Je pense qu’il s’agit d’adopter une position éthique face à ce conflit, de faire preuve d’un sens de l’histoire et de la responsabilité qui permette de distinguer où se situent les frontières entre la critique et la collaboration avec la stratégie de l’ennemi – je dis bien « ennemi » en toute connaissance de cause, son plan étant de faire table rase du chavisme comme le montrent les faits-.

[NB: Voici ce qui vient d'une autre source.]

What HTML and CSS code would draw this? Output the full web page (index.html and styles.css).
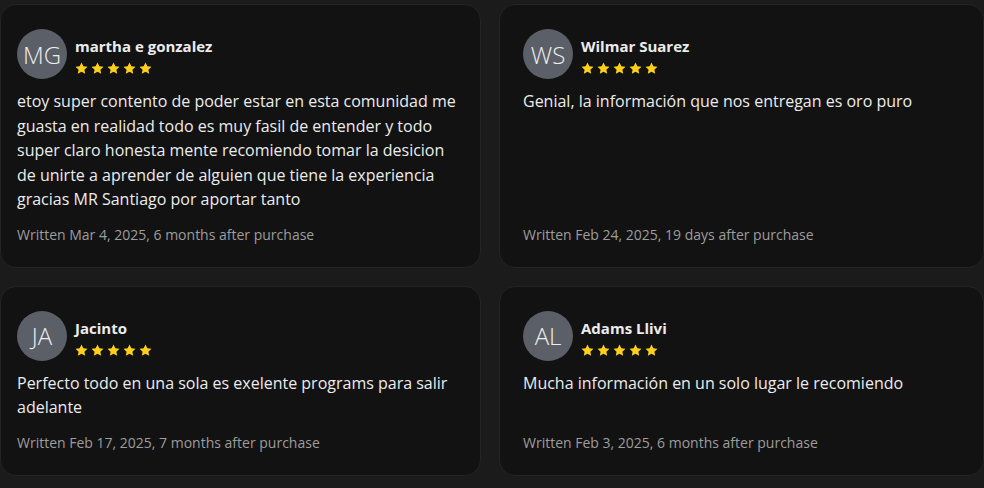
FILE: index.html
```html
<!DOCTYPE html>
<html lang="es">
  <head>
    <meta charset="UTF-8" />
    <meta name="viewport" content="width=device-width, initial-scale=1.0" />
    <title>Reviews</title>
    <link rel="stylesheet" href="styles.css">
  </head>
  <body>
    <svg width="0" height="0" class="defs">
      <defs>
        <path id="star" d="M12 .8l3.4 7 7.6 1-5.6 5.3 1.4 7.6L12 18l-6.8 3.7 1.4-7.6L1 8.8l7.6-1z" />
      </defs>
    </svg>

    <div class="reviews">
      <!-- row 1 -->
      <div class="card">
        <div class="head">
          <div class="avatar">MG</div>
          <div class="who">
            <div class="name">martha e gonzalez</div>
            <div class="stars">
              <svg viewBox="0 0 24 24"><use href="#star" /></svg>
              <svg viewBox="0 0 24 24"><use href="#star" /></svg>
              <svg viewBox="0 0 24 24"><use href="#star" /></svg>
              <svg viewBox="0 0 24 24"><use href="#star" /></svg>
              <svg viewBox="0 0 24 24"><use href="#star" /></svg>
            </div>
          </div>
        </div>
        <p class="text">etoy super contento de poder estar en esta comunidad me guasta en realidad todo es muy fasil de entender y todo super claro honesta mente recomiendo tomar la desicion de unirte a aprender de alguien que tiene la experiencia gracias MR Santiago por aportar tanto</p>
        <div class="meta">Written Mar 4, 2025, 6 months after purchase</div>
      </div>

      <div class="card">
        <div class="head">
          <div class="avatar">WS</div>
          <div class="who">
            <div class="name">Wilmar Suarez</div>
            <div class="stars">
              <svg viewBox="0 0 24 24"><use href="#star" /></svg>
              <svg viewBox="0 0 24 24"><use href="#star" /></svg>
              <svg viewBox="0 0 24 24"><use href="#star" /></svg>
              <svg viewBox="0 0 24 24"><use href="#star" /></svg>
              <svg viewBox="0 0 24 24"><use href="#star" /></svg>
            </div>
          </div>
        </div>
        <p class="text">Genial, la información que nos entregan es oro puro</p>
        <div class="meta">Written Feb 24, 2025, 19 days after purchase</div>
      </div>

      <!-- row 2 -->
      <div class="card">
        <div class="head">
          <div class="avatar">JA</div>
          <div class="who">
            <div class="name">Jacinto</div>
            <div class="stars">
              <svg viewBox="0 0 24 24"><use href="#star" /></svg>
              <svg viewBox="0 0 24 24"><use href="#star" /></svg>
              <svg viewBox="0 0 24 24"><use href="#star" /></svg>
              <svg viewBox="0 0 24 24"><use href="#star" /></svg>
              <svg viewBox="0 0 24 24"><use href="#star" /></svg>
            </div>
          </div>
        </div>
        <p class="text">Perfecto todo en una sola es exelente programs para salir adelante</p>
        <div class="meta">Written Feb 17, 2025, 7 months after purchase</div>
      </div>

      <div class="card">
        <div class="head">
          <div class="avatar">AL</div>
          <div class="who">
            <div class="name">Adams Llivi</div>
            <div class="stars">
              <svg viewBox="0 0 24 24"><use href="#star" /></svg>
              <svg viewBox="0 0 24 24"><use href="#star" /></svg>
              <svg viewBox="0 0 24 24"><use href="#star" /></svg>
              <svg viewBox="0 0 24 24"><use href="#star" /></svg>
              <svg viewBox="0 0 24 24"><use href="#star" /></svg>
            </div>
          </div>
        </div>
        <p class="text">Mucha información en un solo lugar le recomiendo</p>
        <div class="meta">Written Feb 3, 2025, 6 months after purchase</div>
      </div>
    </div>
  </body>
</html>
```

FILE: styles.css
```css
:root {
  --page-bg: #1b1b1b;
  --card-bg: #121212;
  --card-border: #242424;
  --text: #ececec;
  --muted: #9d9d9d;
  --star: #fcd01c;
  --avatar: #5b5f67;
}

* {
  box-sizing: border-box;
}

body {
  margin: 0;
  background: var(--page-bg);
  font-family: "Open Sans", "Noto Sans", sans-serif;
  color: var(--text);
}

.defs {
  position: absolute;
}

.reviews {
  display: grid;
  grid-template-columns: 481px 1fr;
  gap: 18px;
  padding-top: 4px;
}

.card {
  display: flex;
  flex-direction: column;
  background: var(--card-bg);
  border: 1px solid var(--card-border);
  border-radius: 16px;
  padding: 24px 16px 22px;
}

.card:nth-child(even) {
  padding-left: 23px;
}

.head {
  display: flex;
  align-items: flex-start;
  gap: 8px;
}

.avatar {
  width: 50px;
  height: 50px;
  border-radius: 50%;
  background: var(--avatar);
  color: #eeeeee;
  display: flex;
  align-items: center;
  justify-content: center;
  font-size: 24px;
  font-weight: 300;
  flex-shrink: 0;
}

.who {
  margin-top: 7px;
}

.name {
  font-size: 15px;
  font-weight: 700;
  line-height: 20px;
}

.stars {
  display: flex;
  gap: 3px;
  margin-top: 6px;
}

.stars svg {
  width: 13px;
  height: 13px;
  fill: var(--star);
}

.text {
  margin: 10px 0 0;
  font-size: 16px;
  line-height: 24.5px;
}

.meta {
  margin-top: auto;
  padding-top: 13px;
  font-size: 14px;
  line-height: 20px;
  color: var(--muted);
}
```
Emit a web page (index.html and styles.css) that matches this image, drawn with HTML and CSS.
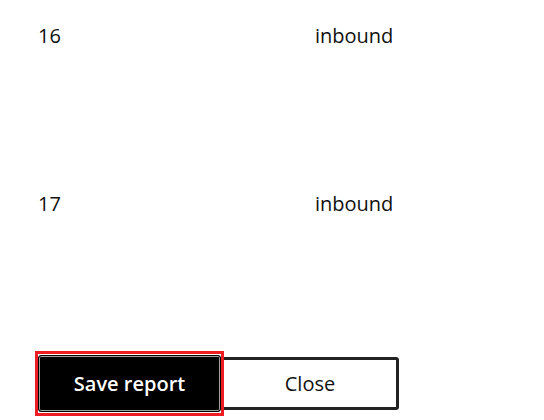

Ce communiqué a peut-être favorisé le cadre d’unité qu’il recherchait. Pour le moment, les pronostics n’offrent pas de signaux positifs. Les mouvements souterrains des forces paramilitaires de droite annoncent de probables attaques à plus grande échelle. Ses porte-paroles l’ont annoncé : ils ne reconnaîtront pas l’Assemblée Nationale Constituante et feront leur possible pour qu’elle ne soit pas établie. Ce qui veut dire qu’ils peuvent commettre des actions pour empêcher la tenue des élections, forcer à l’abstention par l’usage de la violence, par exemple. Ils s’y sont déjà entraîné dans ces réunions, mesurant leurs forces à celles du gouvernement. Selon diverses analyses, leur plan est de plonger le pays dans le chaos, le pousser à l’affrontement, à une violence chaque fois plus destructive pour la société elle-même et à une situation d’ingouvernabilité où se disputeraient territoires et sens. Ils ont le feu vert des États-Unis pour le faire.

Que faut-il faire face à cela? Quelles actions doit mener le chavisme? J’ai lu le manifeste sans y trouver la moindre réponse. Je n’y vois que la crise d’intellectuels.